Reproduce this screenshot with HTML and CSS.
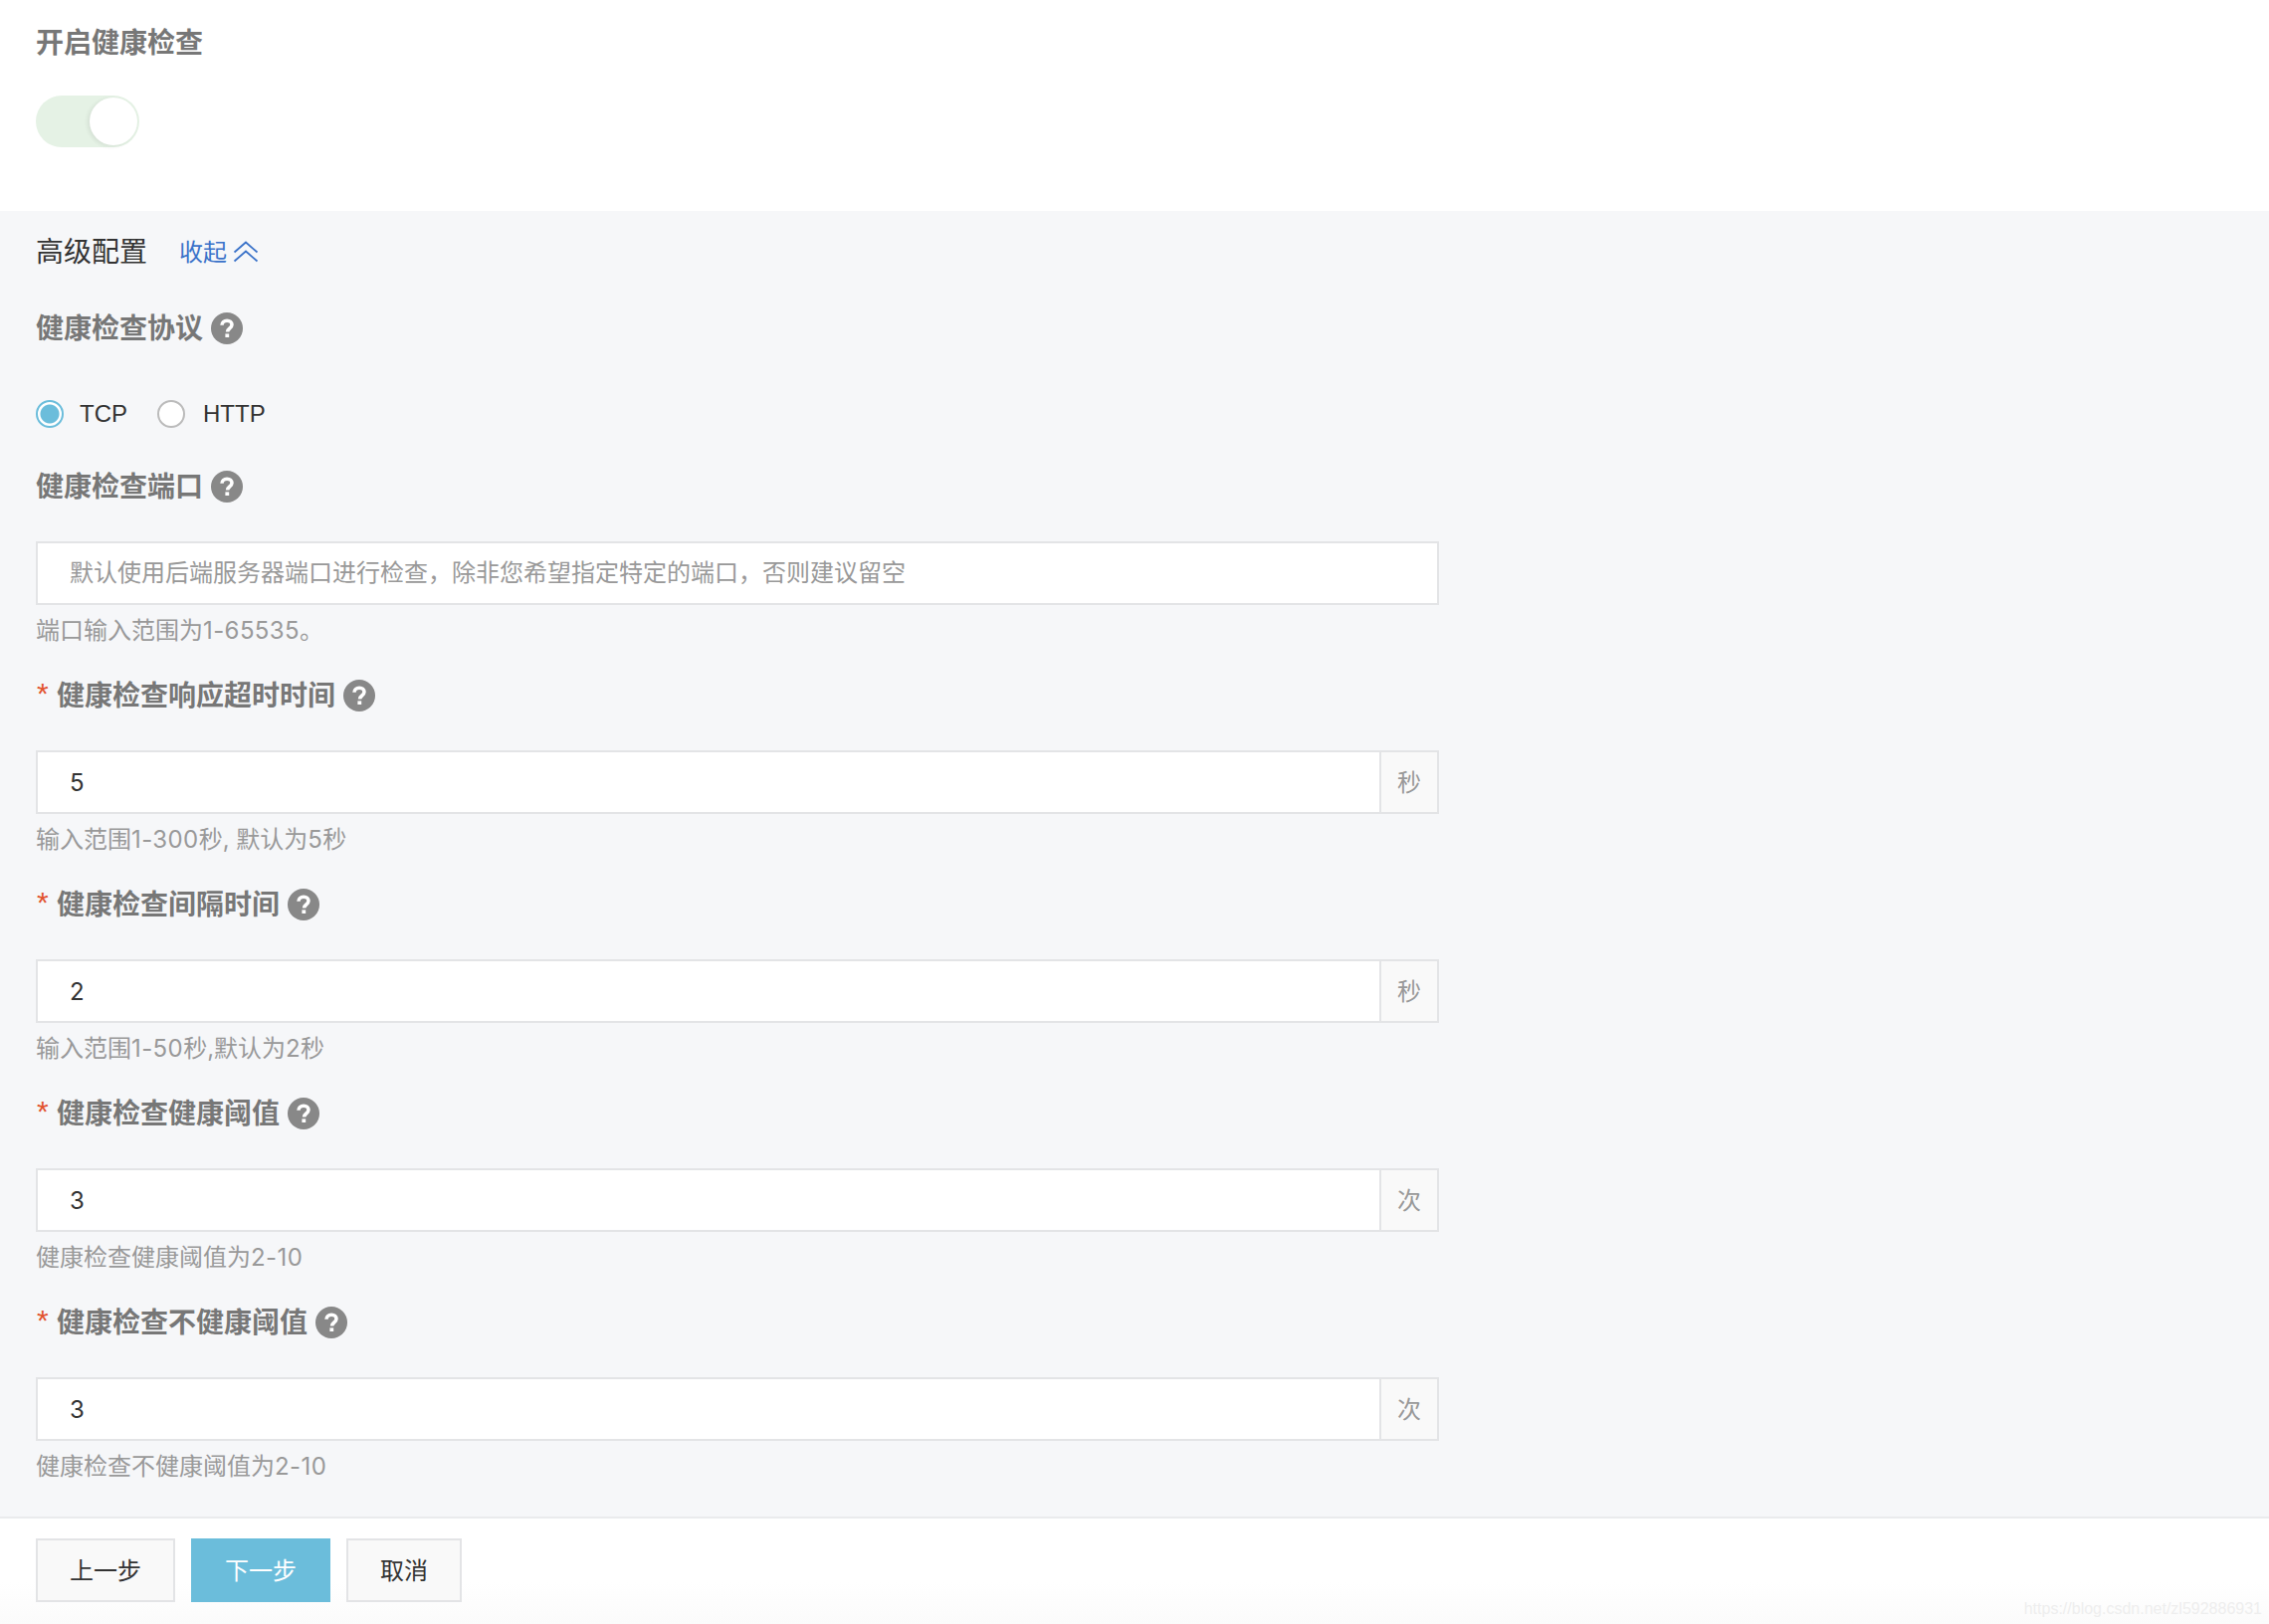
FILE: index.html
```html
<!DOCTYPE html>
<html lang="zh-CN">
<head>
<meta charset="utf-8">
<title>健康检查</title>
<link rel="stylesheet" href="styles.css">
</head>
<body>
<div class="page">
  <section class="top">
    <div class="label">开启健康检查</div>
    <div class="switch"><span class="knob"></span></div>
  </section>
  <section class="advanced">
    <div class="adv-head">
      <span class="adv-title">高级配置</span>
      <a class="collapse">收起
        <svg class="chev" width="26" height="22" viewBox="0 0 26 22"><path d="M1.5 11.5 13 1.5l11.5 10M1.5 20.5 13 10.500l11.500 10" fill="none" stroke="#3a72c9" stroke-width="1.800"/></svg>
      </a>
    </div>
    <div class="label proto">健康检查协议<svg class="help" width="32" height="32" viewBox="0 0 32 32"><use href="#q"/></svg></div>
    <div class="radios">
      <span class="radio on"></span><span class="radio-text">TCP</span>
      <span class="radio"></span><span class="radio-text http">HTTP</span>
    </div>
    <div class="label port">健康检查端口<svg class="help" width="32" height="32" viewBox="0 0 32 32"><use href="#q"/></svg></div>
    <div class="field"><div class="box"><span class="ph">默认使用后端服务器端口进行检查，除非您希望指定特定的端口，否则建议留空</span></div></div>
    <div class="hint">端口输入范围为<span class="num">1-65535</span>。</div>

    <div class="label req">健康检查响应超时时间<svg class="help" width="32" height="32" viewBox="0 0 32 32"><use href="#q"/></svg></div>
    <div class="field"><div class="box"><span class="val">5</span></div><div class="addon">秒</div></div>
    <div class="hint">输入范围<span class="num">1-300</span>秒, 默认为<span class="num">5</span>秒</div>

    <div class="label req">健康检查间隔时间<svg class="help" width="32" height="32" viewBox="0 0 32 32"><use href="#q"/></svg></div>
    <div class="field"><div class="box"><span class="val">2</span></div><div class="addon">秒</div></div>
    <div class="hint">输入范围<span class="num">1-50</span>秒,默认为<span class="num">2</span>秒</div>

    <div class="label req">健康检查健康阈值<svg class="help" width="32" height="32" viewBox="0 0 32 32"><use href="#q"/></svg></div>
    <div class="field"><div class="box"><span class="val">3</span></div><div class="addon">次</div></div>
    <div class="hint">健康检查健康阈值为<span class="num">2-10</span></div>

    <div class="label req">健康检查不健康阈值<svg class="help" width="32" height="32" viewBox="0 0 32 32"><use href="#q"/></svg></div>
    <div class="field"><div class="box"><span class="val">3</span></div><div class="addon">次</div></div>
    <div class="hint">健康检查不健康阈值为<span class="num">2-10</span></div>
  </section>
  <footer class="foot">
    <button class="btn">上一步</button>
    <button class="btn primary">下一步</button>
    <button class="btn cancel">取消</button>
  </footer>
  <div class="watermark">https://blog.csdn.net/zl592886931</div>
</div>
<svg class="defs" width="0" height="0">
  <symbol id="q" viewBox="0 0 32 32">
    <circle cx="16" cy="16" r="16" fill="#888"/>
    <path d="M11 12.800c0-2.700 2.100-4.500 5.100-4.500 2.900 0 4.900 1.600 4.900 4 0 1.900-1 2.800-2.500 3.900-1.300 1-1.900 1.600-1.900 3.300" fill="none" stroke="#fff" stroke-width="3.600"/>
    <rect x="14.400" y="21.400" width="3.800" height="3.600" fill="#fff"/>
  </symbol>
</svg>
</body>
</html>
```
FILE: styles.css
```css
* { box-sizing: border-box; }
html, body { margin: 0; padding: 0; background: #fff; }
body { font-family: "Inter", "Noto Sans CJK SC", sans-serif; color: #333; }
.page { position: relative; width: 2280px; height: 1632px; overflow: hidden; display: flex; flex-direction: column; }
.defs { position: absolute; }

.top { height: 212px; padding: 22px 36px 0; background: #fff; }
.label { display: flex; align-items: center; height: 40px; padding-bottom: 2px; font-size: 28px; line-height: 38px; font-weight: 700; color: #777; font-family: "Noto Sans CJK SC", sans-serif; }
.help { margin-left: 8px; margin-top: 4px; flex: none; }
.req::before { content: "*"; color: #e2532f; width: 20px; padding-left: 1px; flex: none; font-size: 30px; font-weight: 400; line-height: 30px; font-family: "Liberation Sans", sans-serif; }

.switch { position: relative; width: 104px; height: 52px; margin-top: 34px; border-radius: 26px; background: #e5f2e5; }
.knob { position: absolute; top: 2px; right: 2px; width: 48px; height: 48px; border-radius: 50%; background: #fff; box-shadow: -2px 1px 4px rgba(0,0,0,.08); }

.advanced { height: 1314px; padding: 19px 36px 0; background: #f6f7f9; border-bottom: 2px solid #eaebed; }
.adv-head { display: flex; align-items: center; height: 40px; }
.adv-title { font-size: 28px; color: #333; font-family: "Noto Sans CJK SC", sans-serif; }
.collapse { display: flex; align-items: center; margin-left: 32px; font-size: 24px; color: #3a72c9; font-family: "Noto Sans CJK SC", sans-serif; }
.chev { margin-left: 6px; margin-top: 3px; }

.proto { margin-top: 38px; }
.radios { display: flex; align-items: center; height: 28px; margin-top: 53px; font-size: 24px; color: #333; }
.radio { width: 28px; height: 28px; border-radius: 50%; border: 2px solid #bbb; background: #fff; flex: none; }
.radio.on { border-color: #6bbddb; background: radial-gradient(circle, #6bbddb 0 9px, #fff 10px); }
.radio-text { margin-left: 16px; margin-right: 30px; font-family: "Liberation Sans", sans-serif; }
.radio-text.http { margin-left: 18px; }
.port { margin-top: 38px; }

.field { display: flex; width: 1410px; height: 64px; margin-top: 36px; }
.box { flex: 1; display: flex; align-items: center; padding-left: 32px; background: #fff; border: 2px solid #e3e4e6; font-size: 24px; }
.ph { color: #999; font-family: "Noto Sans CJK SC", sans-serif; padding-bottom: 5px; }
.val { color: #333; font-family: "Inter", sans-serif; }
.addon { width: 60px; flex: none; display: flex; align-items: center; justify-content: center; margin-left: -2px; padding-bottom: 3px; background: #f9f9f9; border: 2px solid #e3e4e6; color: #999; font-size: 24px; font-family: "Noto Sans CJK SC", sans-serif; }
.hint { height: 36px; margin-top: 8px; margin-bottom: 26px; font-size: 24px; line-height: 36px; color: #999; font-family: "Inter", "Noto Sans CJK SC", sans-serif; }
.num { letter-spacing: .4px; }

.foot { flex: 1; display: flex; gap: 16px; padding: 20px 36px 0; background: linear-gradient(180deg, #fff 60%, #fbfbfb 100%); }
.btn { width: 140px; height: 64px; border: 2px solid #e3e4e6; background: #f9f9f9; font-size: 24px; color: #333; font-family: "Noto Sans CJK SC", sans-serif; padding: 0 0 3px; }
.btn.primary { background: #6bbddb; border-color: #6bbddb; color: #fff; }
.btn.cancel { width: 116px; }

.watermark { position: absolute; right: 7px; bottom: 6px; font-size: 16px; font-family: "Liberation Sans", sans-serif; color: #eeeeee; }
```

== Set problem ==
Reproduce all of the material exactly, apart from the pictures.

== Written answer ==
Reproduce this screenshot with HTML and CSS.
FILE: index.html
```html
<!DOCTYPE html>
<html lang="zh-CN">
<head>
<meta charset="utf-8">
<title>健康检查</title>
<link rel="stylesheet" href="styles.css">
</head>
<body>
<div class="page">
  <section class="top">
    <div class="label">开启健康检查</div>
    <div class="switch"><span class="knob"></span></div>
  </section>
  <section class="advanced">
    <div class="adv-head">
      <span class="adv-title">高级配置</span>
      <a class="collapse">收起
        <svg class="chev" width="26" height="22" viewBox="0 0 26 22"><path d="M1.5 11.5 13 1.5l11.5 10M1.5 20.5 13 10.500l11.500 10" fill="none" stroke="#3a72c9" stroke-width="1.800"/></svg>
      </a>
    </div>
    <div class="label proto">健康检查协议<svg class="help" width="32" height="32" viewBox="0 0 32 32"><use href="#q"/></svg></div>
    <div class="radios">
      <span class="radio on"></span><span class="radio-text">TCP</span>
      <span class="radio"></span><span class="radio-text http">HTTP</span>
    </div>
    <div class="label port">健康检查端口<svg class="help" width="32" height="32" viewBox="0 0 32 32"><use href="#q"/></svg></div>
    <div class="field"><div class="box"><span class="ph">默认使用后端服务器端口进行检查，除非您希望指定特定的端口，否则建议留空</span></div></div>
    <div class="hint">端口输入范围为<span class="num">1-65535</span>。</div>

    <div class="label req">健康检查响应超时时间<svg class="help" width="32" height="32" viewBox="0 0 32 32"><use href="#q"/></svg></div>
    <div class="field"><div class="box"><span class="val">5</span></div><div class="addon">秒</div></div>
    <div class="hint">输入范围<span class="num">1-300</span>秒, 默认为<span class="num">5</span>秒</div>

    <div class="label req">健康检查间隔时间<svg class="help" width="32" height="32" viewBox="0 0 32 32"><use href="#q"/></svg></div>
    <div class="field"><div class="box"><span class="val">2</span></div><div class="addon">秒</div></div>
    <div class="hint">输入范围<span class="num">1-50</span>秒,默认为<span class="num">2</span>秒</div>

    <div class="label req">健康检查健康阈值<svg class="help" width="32" height="32" viewBox="0 0 32 32"><use href="#q"/></svg></div>
    <div class="field"><div class="box"><span class="val">3</span></div><div class="addon">次</div></div>
    <div class="hint">健康检查健康阈值为<span class="num">2-10</span></div>

    <div class="label req">健康检查不健康阈值<svg class="help" width="32" height="32" viewBox="0 0 32 32"><use href="#q"/></svg></div>
    <div class="field"><div class="box"><span class="val">3</span></div><div class="addon">次</div></div>
    <div class="hint">健康检查不健康阈值为<span class="num">2-10</span></div>
  </section>
  <footer class="foot">
    <button class="btn">上一步</button>
    <button class="btn primary">下一步</button>
    <button class="btn cancel">取消</button>
  </footer>
  <div class="watermark">https://blog.csdn.net/zl592886931</div>
</div>
<svg class="defs" width="0" height="0">
  <symbol id="q" viewBox="0 0 32 32">
    <circle cx="16" cy="16" r="16" fill="#888"/>
    <path d="M11 12.800c0-2.700 2.100-4.500 5.100-4.500 2.900 0 4.900 1.600 4.900 4 0 1.900-1 2.800-2.500 3.900-1.300 1-1.900 1.600-1.900 3.300" fill="none" stroke="#fff" stroke-width="3.600"/>
    <rect x="14.400" y="21.400" width="3.800" height="3.600" fill="#fff"/>
  </symbol>
</svg>
</body>
</html>
```
FILE: styles.css
```css
* { box-sizing: border-box; }
html, body { margin: 0; padding: 0; background: #fff; }
body { font-family: "Inter", "Noto Sans CJK SC", sans-serif; color: #333; }
.page { position: relative; width: 2280px; height: 1632px; overflow: hidden; display: flex; flex-direction: column; }
.defs { position: absolute; }

.top { height: 212px; padding: 22px 36px 0; background: #fff; }
.label { display: flex; align-items: center; height: 40px; padding-bottom: 2px; font-size: 28px; line-height: 38px; font-weight: 700; color: #777; font-family: "Noto Sans CJK SC", sans-serif; }
.help { margin-left: 8px; margin-top: 4px; flex: none; }
.req::before { content: "*"; color: #e2532f; width: 20px; padding-left: 1px; flex: none; font-size: 30px; font-weight: 400; line-height: 30px; font-family: "Liberation Sans", sans-serif; }

.switch { position: relative; width: 104px; height: 52px; margin-top: 34px; border-radius: 26px; background: #e5f2e5; }
.knob { position: absolute; top: 2px; right: 2px; width: 48px; height: 48px; border-radius: 50%; background: #fff; box-shadow: -2px 1px 4px rgba(0,0,0,.08); }

.advanced { height: 1314px; padding: 19px 36px 0; background: #f6f7f9; border-bottom: 2px solid #eaebed; }
.adv-head { display: flex; align-items: center; height: 40px; }
.adv-title { font-size: 28px; color: #333; font-family: "Noto Sans CJK SC", sans-serif; }
.collapse { display: flex; align-items: center; margin-left: 32px; font-size: 24px; color: #3a72c9; font-family: "Noto Sans CJK SC", sans-serif; }
.chev { margin-left: 6px; margin-top: 3px; }

.proto { margin-top: 38px; }
.radios { display: flex; align-items: center; height: 28px; margin-top: 53px; font-size: 24px; color: #333; }
.radio { width: 28px; height: 28px; border-radius: 50%; border: 2px solid #bbb; background: #fff; flex: none; }
.radio.on { border-color: #6bbddb; background: radial-gradient(circle, #6bbddb 0 9px, #fff 10px); }
.radio-text { margin-left: 16px; margin-right: 30px; font-family: "Liberation Sans", sans-serif; }
.radio-text.http { margin-left: 18px; }
.port { margin-top: 38px; }

.field { display: flex; width: 1410px; height: 64px; margin-top: 36px; }
.box { flex: 1; display: flex; align-items: center; padding-left: 32px; background: #fff; border: 2px solid #e3e4e6; font-size: 24px; }
.ph { color: #999; font-family: "Noto Sans CJK SC", sans-serif; padding-bottom: 5px; }
.val { color: #333; font-family: "Inter", sans-serif; }
.addon { width: 60px; flex: none; display: flex; align-items: center; justify-content: center; margin-left: -2px; padding-bottom: 3px; background: #f9f9f9; border: 2px solid #e3e4e6; color: #999; font-size: 24px; font-family: "Noto Sans CJK SC", sans-serif; }
.hint { height: 36px; margin-top: 8px; margin-bottom: 26px; font-size: 24px; line-height: 36px; color: #999; font-family: "Inter", "Noto Sans CJK SC", sans-serif; }
.num { letter-spacing: .4px; }

.foot { flex: 1; display: flex; gap: 16px; padding: 20px 36px 0; background: linear-gradient(180deg, #fff 60%, #fbfbfb 100%); }
.btn { width: 140px; height: 64px; border: 2px solid #e3e4e6; background: #f9f9f9; font-size: 24px; color: #333; font-family: "Noto Sans CJK SC", sans-serif; padding: 0 0 3px; }
.btn.primary { background: #6bbddb; border-color: #6bbddb; color: #fff; }
.btn.cancel { width: 116px; }

.watermark { position: absolute; right: 7px; bottom: 6px; font-size: 16px; font-family: "Liberation Sans", sans-serif; color: #eeeeee; }
```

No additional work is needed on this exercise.